Collected data:
++++
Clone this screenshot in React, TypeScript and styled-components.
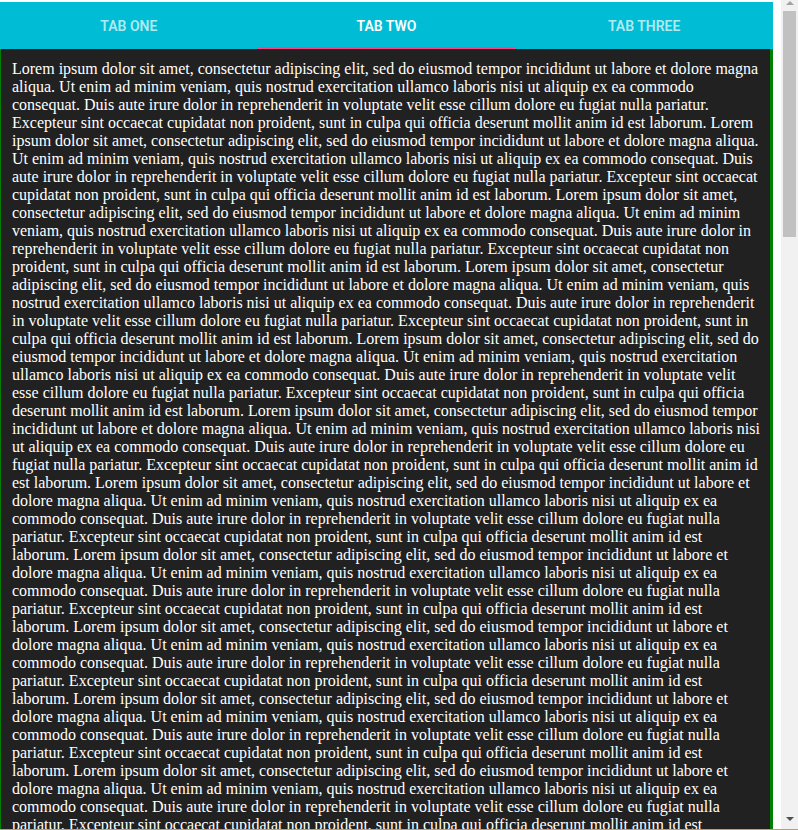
import React, { useState } from 'react';
import styled, { createGlobalStyle } from 'styled-components';

const GlobalStyle = createGlobalStyle`
  html, body {
    margin: 0;
    padding: 0;
    background: #ffffff;
    overflow: hidden;
  }
`;

const Shell = styled.div`
  display: flex;
  height: 100vh;
  box-sizing: border-box;
  border-bottom: 1px solid #c49a74;
  overflow: hidden;
`;

const Viewport = styled.div`
  flex: 1;
  min-width: 0;
  padding: 2px 8px 0 0;
  overflow: hidden;
`;

const TabBar = styled.div`
  display: flex;
  background: #00bcd4;
  height: 47px;
`;

const Tab = styled.button<{ $active?: boolean }>`
  flex: 1;
  position: relative;
  border: none;
  background: transparent;
  padding: 0;
  cursor: pointer;
  font-family: Roboto, 'Liberation Sans', sans-serif;
  font-size: 14px;
  font-weight: 600;
  text-transform: uppercase;
  color: ${props => (props.$active ? '#ffffff' : 'rgba(255, 255, 255, 0.7)')};

  &::after {
    content: '';
    position: absolute;
    left: 0;
    right: 0;
    bottom: 0;
    height: 2px;
    background: ${props => (props.$active ? '#ff4081' : 'transparent')};
  }
`;

const Panel = styled.div`
  background: #212121;
  border-left: 1px solid #008000;
  border-right: 3px solid #008000;
  padding: 11px 10px 10px 11px;
  color: #ffffff;
  font-family: 'Liberation Serif', 'Times New Roman', serif;
  font-size: 16px;
  line-height: 18px;
`;

/* fake page scrollbar, the headless browser draws none */
const ScrollTrack = styled.div`
  width: 17px;
  flex-shrink: 0;
  display: flex;
  flex-direction: column;
  background: #f1f1f1;
`;

const ArrowButton = styled.div<{ $down?: boolean }>`
  height: ${props => (props.$down ? '21px' : '11px')};
  display: flex;
  justify-content: center;
  align-items: ${props => (props.$down ? 'center' : 'flex-start')};
  padding-top: ${props => (props.$down ? '0' : '1px')};
  box-sizing: border-box;
`;

const Arrow = styled.span<{ $down?: boolean }>`
  width: 0;
  height: 0;
  border-left: 4px solid transparent;
  border-right: 4px solid transparent;
  ${props =>
    props.$down
      ? 'border-top: 4px solid #505050;'
      : 'border-bottom: 4px solid #a3a3a3;'}
`;

const Thumb = styled.div`
  margin: 0 2px;
  height: 226px;
  background: #c1c1c1;
`;

const TrackRest = styled.div`
  flex: 1;
`;

const LOREM =
  'Lorem ipsum dolor sit amet, consectetur adipiscing elit, sed do eiusmod tempor incididunt ut labore et dolore magna aliqua. Ut enim ad minim veniam, quis nostrud exercitation ullamco laboris nisi ut aliquip ex ea commodo consequat. Duis aute irure dolor in reprehenderit in voluptate velit esse cillum dolore eu fugiat nulla pariatur. Excepteur sint occaecat cupidatat non proident, sunt in culpa qui officia deserunt mollit anim id est laborum.';

const tabs = ['Tab One', 'Tab Two', 'Tab Three'];

export default function App() {
  const [active, setActive] = useState(1);
  const text = Array.from({ length: 16 }, () => LOREM).join(' ');

  return (
    <>
      <GlobalStyle />
      <Shell>
        <Viewport>
          <TabBar>
            {tabs.map((label, i) => (
              <Tab key={label} $active={i === active} onClick={() => setActive(i)}>
                {label}
              </Tab>
            ))}
          </TabBar>
          <Panel>{text}</Panel>
        </Viewport>
        <ScrollTrack>
          <ArrowButton>
            <Arrow />
          </ArrowButton>
          <Thumb />
          <TrackRest />
          <ArrowButton $down>
            <Arrow $down />
          </ArrowButton>
        </ScrollTrack>
      </Shell>
    </>
  );
}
++++
Restate the data above word for word. Do not include the images.

Response to the exercise:
Clone this screenshot in React, TypeScript and styled-components.
import React, { useState } from 'react';
import styled, { createGlobalStyle } from 'styled-components';

const GlobalStyle = createGlobalStyle`
  html, body {
    margin: 0;
    padding: 0;
    background: #ffffff;
    overflow: hidden;
  }
`;

const Shell = styled.div`
  display: flex;
  height: 100vh;
  box-sizing: border-box;
  border-bottom: 1px solid #c49a74;
  overflow: hidden;
`;

const Viewport = styled.div`
  flex: 1;
  min-width: 0;
  padding: 2px 8px 0 0;
  overflow: hidden;
`;

const TabBar = styled.div`
  display: flex;
  background: #00bcd4;
  height: 47px;
`;

const Tab = styled.button<{ $active?: boolean }>`
  flex: 1;
  position: relative;
  border: none;
  background: transparent;
  padding: 0;
  cursor: pointer;
  font-family: Roboto, 'Liberation Sans', sans-serif;
  font-size: 14px;
  font-weight: 600;
  text-transform: uppercase;
  color: ${props => (props.$active ? '#ffffff' : 'rgba(255, 255, 255, 0.7)')};

  &::after {
    content: '';
    position: absolute;
    left: 0;
    right: 0;
    bottom: 0;
    height: 2px;
    background: ${props => (props.$active ? '#ff4081' : 'transparent')};
  }
`;

const Panel = styled.div`
  background: #212121;
  border-left: 1px solid #008000;
  border-right: 3px solid #008000;
  padding: 11px 10px 10px 11px;
  color: #ffffff;
  font-family: 'Liberation Serif', 'Times New Roman', serif;
  font-size: 16px;
  line-height: 18px;
`;

/* fake page scrollbar, the headless browser draws none */
const ScrollTrack = styled.div`
  width: 17px;
  flex-shrink: 0;
  display: flex;
  flex-direction: column;
  background: #f1f1f1;
`;

const ArrowButton = styled.div<{ $down?: boolean }>`
  height: ${props => (props.$down ? '21px' : '11px')};
  display: flex;
  justify-content: center;
  align-items: ${props => (props.$down ? 'center' : 'flex-start')};
  padding-top: ${props => (props.$down ? '0' : '1px')};
  box-sizing: border-box;
`;

const Arrow = styled.span<{ $down?: boolean }>`
  width: 0;
  height: 0;
  border-left: 4px solid transparent;
  border-right: 4px solid transparent;
  ${props =>
    props.$down
      ? 'border-top: 4px solid #505050;'
      : 'border-bottom: 4px solid #a3a3a3;'}
`;

const Thumb = styled.div`
  margin: 0 2px;
  height: 226px;
  background: #c1c1c1;
`;

const TrackRest = styled.div`
  flex: 1;
`;

const LOREM =
  'Lorem ipsum dolor sit amet, consectetur adipiscing elit, sed do eiusmod tempor incididunt ut labore et dolore magna aliqua. Ut enim ad minim veniam, quis nostrud exercitation ullamco laboris nisi ut aliquip ex ea commodo consequat. Duis aute irure dolor in reprehenderit in voluptate velit esse cillum dolore eu fugiat nulla pariatur. Excepteur sint occaecat cupidatat non proident, sunt in culpa qui officia deserunt mollit anim id est laborum.';

const tabs = ['Tab One', 'Tab Two', 'Tab Three'];

export default function App() {
  const [active, setActive] = useState(1);
  const text = Array.from({ length: 16 }, () => LOREM).join(' ');

  return (
    <>
      <GlobalStyle />
      <Shell>
        <Viewport>
          <TabBar>
            {tabs.map((label, i) => (
              <Tab key={label} $active={i === active} onClick={() => setActive(i)}>
                {label}
              </Tab>
            ))}
          </TabBar>
          <Panel>{text}</Panel>
        </Viewport>
        <ScrollTrack>
          <ArrowButton>
            <Arrow />
          </ArrowButton>
          <Thumb />
          <TrackRest />
          <ArrowButton $down>
            <Arrow $down />
          </ArrowButton>
        </ScrollTrack>
      </Shell>
    </>
  );
}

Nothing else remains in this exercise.